Nairobi News

HustleWhat's Hot

Ferry service at Likoni Channel in danger of collapse

Kenya Ferry Services’ operations at the Likoni Channel could grind to a halt unless the Government releases the Sh200 million pledged by President Uhuru Kenyatta during his visit to Mombasa January.

Sources, who are not allowed to speak to the media, told the Nation the situation was dire although KFS staff were doing their best to keep the service running.

“Since the President’s visit, services have improved greatly but our morale is low because of malfunctioning vessels,” one of the sources said.

Workers in the technical department said all the functional ferries —  mv Nyayo, mv Kilindini, mv Kwale and mv Likoni, needed urgent repairs and dry dock maintenance.

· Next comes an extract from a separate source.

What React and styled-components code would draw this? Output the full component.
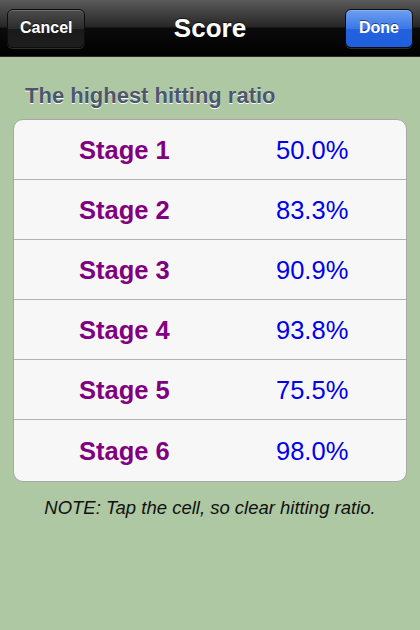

One of them said another, mv Harambee, which was taken to the African Marine & General Engineering Company’s shipyard in January for repairs, was attracting a penalty of Sh10,000 a day as the government had not paid the required deposit.

“This amount will hit a million shillings soon if the funds are not released immediately,” the source said.

Acting KFS boss Bakari Gowa confirmed that mv Harambee, mv Nyayo and mv Likoni were in dire need of repairs and maintenance.

“Mv Harambee needs an engine replacement, while Kilindini, Kwale and Nyayo require an engine overhaul and generator replacement,” he said.


He said there was no time to effect repairs as the vessels operated round-the-clock.

Shipping and Maritime Affairs Principal Secretary Nancy Karigithu on Monday said the Transport ministry was aware of the problems.

“The ministry is doing all it can to deal with the problems at the Likoni Channel and last week we presented our budget to the National Assembly,” she said.

Recently, the Kenya Maritime Authority, which inspects the ferries as required by law, said it inspected the mv Nyayo and mv Likoni on December 22, and mv Kilindini and mv Kwale on December 23 last year.

It said the inspection did not reveal any major deficiencies, but only minor problems that were rectified.

At peak time, over 12,000 passengers cross the channel per hour, translating into 300,000 people and more than 6,000 motor vehicles daily. This figure is projected to reach 500,000 by 2018.

Average revenue collection from the island and mainland toll stations stands at Sh1.3 million daily except for Sundays and Mondays when it drops to about Sh1 million.

The government is also required to subsidise KFS with about Sh665 million annually for salaries and other expenditure.